If you accept a favor from me, does that mean you've promised to pay me back my impression of "in-kind"? If I accept a favor from you, will you believe that of me? Because I doubt, because I fear what you will expect, I can not accept. If no one can accept, no one can give.

We are all alone.

It should not be enough to not do anything bad to others to be considered "Good". We have learned that this is enough. Our teachers were people like us; our peers. This is a passive Good; this is just not being bad.

To be Good should mean more than just not being Bad.

But what can we do actively good to or for others that will not risk ourselves; that will not expose us to being taken advantage of, being cheated, embarrassed, or having our feelings hurt?

Nothing.

Where did this come from?

The best of us (?) believe that we should have a "total, unconditional, positive regard for other's values, attitudes, and beliefs". We also believe that a certain amount of self-responsibility rests with each of us. These beliefs are in conflict. Is one of them wrong?

"You get nothing for nothing."

"Fair is fair."

"I owe you one."

These statements are used interchangeably to express gratitude and to justify vengeful acts. How can they be acceptable for both conditions? Especially if they are not true.

"Nothing for Nothing." How many of us pay for being alive? How many of us pay for the ability to taste food, to feel the warmth of the sun, our ability to experience pleasure? If Nothing for Nothing is true, when will we have to pay, and what, to whom?

"Fair is Fair". But if I ask you to carry my burden awhile because you are strong and I am weak, is it fair for you to ask me later to carry a similar burden, still beyond my strength, for you?

"I owe you one." But if I offered freely, how could you? What agreement was made? Did we both decide on the fairness of all the terms?

When you emotionally bleed on me, you are doing it for your gain. It is a cathartic and you do not want me to interfere with your bleeding by having my own thoughts and feelings on the subject. You use me for this, apparently because I will listen without judgment, without expressing myself, no matter how much I need too. You think this admirable of me.

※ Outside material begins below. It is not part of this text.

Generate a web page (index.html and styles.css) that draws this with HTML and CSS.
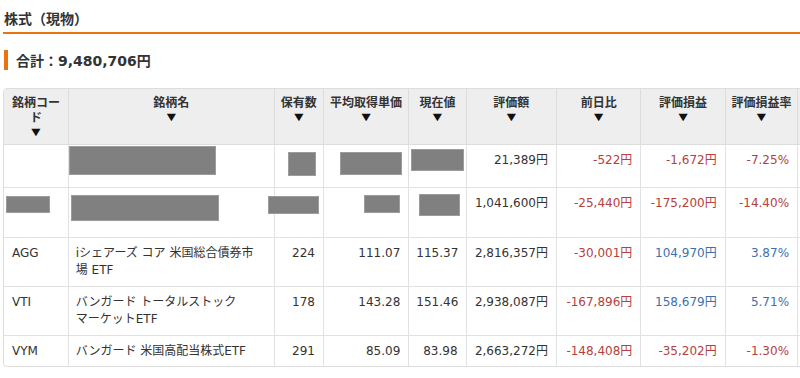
FILE: index.html
```html
<!DOCTYPE html>
<html lang="ja">
<head>
<meta charset="utf-8">
<title>株式（現物）</title>
<link rel="stylesheet" href="styles.css">
</head>
<body>
<div class="page">
  <h2 class="section-title">株式（現物）</h2>
  <div class="total"><span class="total-bar"></span><span class="total-text">合計：9,480,706円</span></div>
  <div class="table-wrap">
    <table class="holdings">
      <colgroup>
        <col class="c-code"><col class="c-name"><col class="c-qty"><col class="c-avg"><col class="c-cur"><col class="c-val"><col class="c-day"><col class="c-pl"><col class="c-rate"><col class="c-extra">
      </colgroup>
      <thead>
        <tr>
          <th>銘柄コード<span class="sort">▼</span></th>
          <th>銘柄名<span class="sort">▼</span></th>
          <th>保有数<span class="sort">▼</span></th>
          <th>平均取得単価<span class="sort">▼</span></th>
          <th>現在値<span class="sort">▼</span></th>
          <th>評価額<span class="sort">▼</span></th>
          <th>前日比<span class="sort">▼</span></th>
          <th>評価損益<span class="sort">▼</span></th>
          <th>評価損益率<span class="sort">▼</span></th>
          <th></th>
        </tr>
      </thead>
      <tbody>
        <tr class="r-short">
          <td></td><td></td><td class="num"></td><td class="num"></td><td class="num"></td>
          <td class="num">21,389円</td>
          <td class="num neg">-522円</td>
          <td class="num neg">-1,672円</td>
          <td class="num neg">-7.25%</td>
          <td></td>
        </tr>
        <tr class="r-tall">
          <td></td><td></td><td class="num"></td><td class="num"></td><td class="num"></td>
          <td class="num">1,041,600円</td>
          <td class="num neg">-25,440円</td>
          <td class="num neg">-175,200円</td>
          <td class="num neg">-14.40%</td>
          <td></td>
        </tr>
        <tr>
          <td class="code">AGG</td>
          <td class="name">iシェアーズ コア 米国総合債券市<br>場 ETF</td>
          <td class="num">224</td>
          <td class="num">111.07</td>
          <td class="num">115.37</td>
          <td class="num">2,816,357円</td>
          <td class="num neg">-30,001円</td>
          <td class="num pos">104,970円</td>
          <td class="num pos">3.87%</td>
          <td></td>
        </tr>
        <tr>
          <td class="code">VTI</td>
          <td class="name">バンガード トータルストック<br>マーケットETF</td>
          <td class="num">178</td>
          <td class="num">143.28</td>
          <td class="num">151.46</td>
          <td class="num">2,938,087円</td>
          <td class="num neg">-167,896円</td>
          <td class="num pos">158,679円</td>
          <td class="num pos">5.71%</td>
          <td></td>
        </tr>
        <tr>
          <td class="code">VYM</td>
          <td class="name">バンガード 米国高配当株式ETF</td>
          <td class="num">291</td>
          <td class="num">85.09</td>
          <td class="num">83.98</td>
          <td class="num">2,663,272円</td>
          <td class="num neg">-148,408円</td>
          <td class="num neg">-35,202円</td>
          <td class="num neg">-1.30%</td>
          <td></td>
        </tr>
      </tbody>
    </table>
    <span class="redact" style="left:65px;top:57px;width:147px;height:29px"></span>
    <span class="redact" style="left:284px;top:63px;width:28px;height:24px"></span>
    <span class="redact" style="left:336px;top:63px;width:62px;height:23px"></span>
    <span class="redact" style="left:407px;top:60px;width:53px;height:22px"></span>
    <span class="redact" style="left:2px;top:107px;width:44px;height:17px"></span>
    <span class="redact" style="left:67px;top:106px;width:148px;height:26px"></span>
    <span class="redact" style="left:264px;top:107px;width:51px;height:18px"></span>
    <span class="redact" style="left:360px;top:106px;width:36px;height:18px"></span>
    <span class="redact" style="left:415px;top:105px;width:41px;height:22px"></span>
  </div>
</div>
</body>
</html>
```

FILE: styles.css
```css
html, body {
  margin: 0;
  padding: 0;
  background: #fff;
  overflow: hidden;
}
body {
  font-family: "DejaVu Sans", "Noto Sans CJK JP", sans-serif;
  font-size: 12px;
  color: #333;
}
.page {
  padding: 0 0 0 3px;
  width: 900px;
}
.section-title {
  margin: 0;
  width: 797px;
  font-size: 14px;
  font-weight: bold;
  line-height: 20px;
  padding: 9px 0 3px 1px;
  border-bottom: 2px solid #e9730e;
  color: #333;
}
.total {
  display: flex;
  align-items: center;
  gap: 8px;
  margin-top: 16px;
  height: 20px;
  padding-left: 1px;
}
.total-bar {
  display: block;
  width: 4px;
  height: 20px;
  background: #e9730e;
}
.total-text {
  font-size: 14px;
  font-weight: bold;
  color: #333;
}
.table-wrap {
  position: relative;
  margin-top: 18px;
  width: 876px;
  border: 1px solid #dddddd;
  border-radius: 4px;
  overflow: hidden;
}
.holdings {
  border-collapse: collapse;
  table-layout: fixed;
  width: 876px;
}
.c-code { width: 64px; }
.c-name { width: 205px; }
.c-qty { width: 49px; }
.c-avg { width: 85px; }
.c-cur { width: 57px; }
.c-val { width: 90px; }
.c-day { width: 84px; }
.c-pl { width: 84px; }
.c-rate { width: 72px; }
.c-extra { width: 82px; }
.holdings th {
  background: #eeeeee;
  font-family: "Noto Sans CJK JP", sans-serif;
  font-weight: bold;
  font-size: 12px;
  line-height: 15px;
  color: #333;
  text-align: center;
  vertical-align: top;
  padding: 5px 3px 0;
  height: 50px;
  border-left: 1px solid #dddddd;
  border-bottom: 1px solid #dddddd;
}
.holdings th:first-child,
.holdings td:first-child { border-left: none; }
.sort {
  display: block;
  font-family: "DejaVu Sans", sans-serif;
  font-size: 12px;
  line-height: 16px;
  transform: scaleY(0.8);
  color: #111;
}
.holdings td {
  vertical-align: top;
  padding: 7px 8px 6px 7px;
  line-height: 17px;
  border-left: 1px solid #e2e2e2;
  border-top: 1px solid #e2e2e2;
  color: #333;
  white-space: nowrap;
}
.holdings tbody tr:first-child td { border-top: none; }
.holdings td.code { padding-left: 8px; }
.holdings td.num { text-align: right; }
.holdings td.neg { color: #b5403d; }
.holdings td.pos { color: #3d6fae; }
.holdings tr.r-short td { height: 29px; }
.holdings tr.r-tall td { height: 36px; }
.holdings tbody tr:nth-child(3) td,
.holdings tbody tr:nth-child(4) td { height: 35px; }
.redact {
  position: absolute;
  display: block;
  box-sizing: border-box;
  background: #808080;
  border: 1px solid #9c9c9c;
}
```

With apparent justification, you are unwilling to be "used" yourself, in this or any way, by me or anyone else. Your teachings have caused you to expect an expected pay-back. Your experience has caused you to believe that the pay back will be more than is acceptable to you. It may be of a kind that you are unable to provide . . . beyond your strength.

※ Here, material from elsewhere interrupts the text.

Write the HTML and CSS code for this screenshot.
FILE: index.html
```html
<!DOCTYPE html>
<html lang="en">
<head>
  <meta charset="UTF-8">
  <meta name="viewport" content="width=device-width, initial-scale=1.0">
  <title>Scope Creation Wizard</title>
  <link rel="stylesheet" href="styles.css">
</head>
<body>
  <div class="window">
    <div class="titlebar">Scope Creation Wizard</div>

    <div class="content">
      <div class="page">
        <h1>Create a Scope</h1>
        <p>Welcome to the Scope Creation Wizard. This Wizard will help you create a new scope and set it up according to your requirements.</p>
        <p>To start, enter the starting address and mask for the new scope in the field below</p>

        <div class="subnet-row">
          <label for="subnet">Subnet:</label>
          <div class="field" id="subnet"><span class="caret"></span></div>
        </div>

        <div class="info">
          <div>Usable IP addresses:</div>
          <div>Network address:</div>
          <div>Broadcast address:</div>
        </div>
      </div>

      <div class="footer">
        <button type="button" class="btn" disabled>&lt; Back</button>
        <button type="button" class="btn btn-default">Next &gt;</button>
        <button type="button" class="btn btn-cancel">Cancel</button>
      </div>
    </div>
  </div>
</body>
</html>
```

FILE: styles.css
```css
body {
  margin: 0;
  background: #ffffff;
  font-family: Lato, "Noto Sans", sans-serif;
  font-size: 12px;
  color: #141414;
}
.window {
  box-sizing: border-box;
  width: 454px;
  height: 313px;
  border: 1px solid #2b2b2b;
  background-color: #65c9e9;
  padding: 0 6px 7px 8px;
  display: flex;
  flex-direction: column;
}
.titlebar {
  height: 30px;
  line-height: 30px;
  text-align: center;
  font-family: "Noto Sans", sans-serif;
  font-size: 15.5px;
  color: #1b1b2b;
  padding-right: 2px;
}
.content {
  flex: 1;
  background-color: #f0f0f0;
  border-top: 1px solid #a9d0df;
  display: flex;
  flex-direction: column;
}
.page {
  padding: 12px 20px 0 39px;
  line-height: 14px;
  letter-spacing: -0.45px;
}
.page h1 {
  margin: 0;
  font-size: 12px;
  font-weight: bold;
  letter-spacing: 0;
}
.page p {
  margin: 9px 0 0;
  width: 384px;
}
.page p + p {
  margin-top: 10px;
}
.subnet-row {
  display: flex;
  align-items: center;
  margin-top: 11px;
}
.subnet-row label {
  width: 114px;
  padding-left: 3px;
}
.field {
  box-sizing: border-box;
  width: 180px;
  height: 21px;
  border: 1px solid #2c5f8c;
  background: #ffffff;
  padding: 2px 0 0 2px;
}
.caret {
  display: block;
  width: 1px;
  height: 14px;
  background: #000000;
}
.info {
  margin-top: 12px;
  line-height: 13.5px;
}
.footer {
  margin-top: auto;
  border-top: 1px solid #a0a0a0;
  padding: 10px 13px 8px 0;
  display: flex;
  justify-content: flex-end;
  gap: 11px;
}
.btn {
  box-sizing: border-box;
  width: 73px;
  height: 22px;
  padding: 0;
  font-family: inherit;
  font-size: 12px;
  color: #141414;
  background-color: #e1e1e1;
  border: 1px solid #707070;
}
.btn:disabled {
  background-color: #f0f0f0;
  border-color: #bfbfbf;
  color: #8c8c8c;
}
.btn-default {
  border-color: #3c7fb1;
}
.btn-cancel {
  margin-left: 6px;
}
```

You fear to be for me what you gladly accept from me. You justify it by saying that it is the human right to protect oneself from indignities and abuses (by abuses you apparently mean any request or demand to give of yourself, to expend effort for, or to be relied on by another in any way you did not previously agree to) and that each is responsible for himself.

If you believe that you should have a total, unconditional positive regard for an other's values, attitudes and beliefs then you must believe it is my right to expect "Quid Pro Quo".

I do not have that right.

Neither do you.

Good has nothing to do with Fair.

The Christian "turn the other cheek" does not agree with the Moslem "eye for an eye". Most Moslems try to give of themselves, to be "Christian Good" under a wide variety of circumstances. Most Christians try to protect themselves, to be "Moslem Vindictive" under a wide variety of circumstances. Both religions have built safeguard phrases into their moral codes to allow these apparently opposite behaviors. Is this why these two religions have lasted so long, with so many?

Man does not want to be alone. This is shown by his philosophies. If the human condition has already been decreed to be loneliness, we have succeeded in accomplishing the great plan. At least we have not fought too strongly to resist it.

Man does not want to be alone. This is shown by his philosophies. If the human condition is a test to see if we can achieve togetherness, we have failed to accomplish the great plan. Maybe we have not tried hard enough to succeed.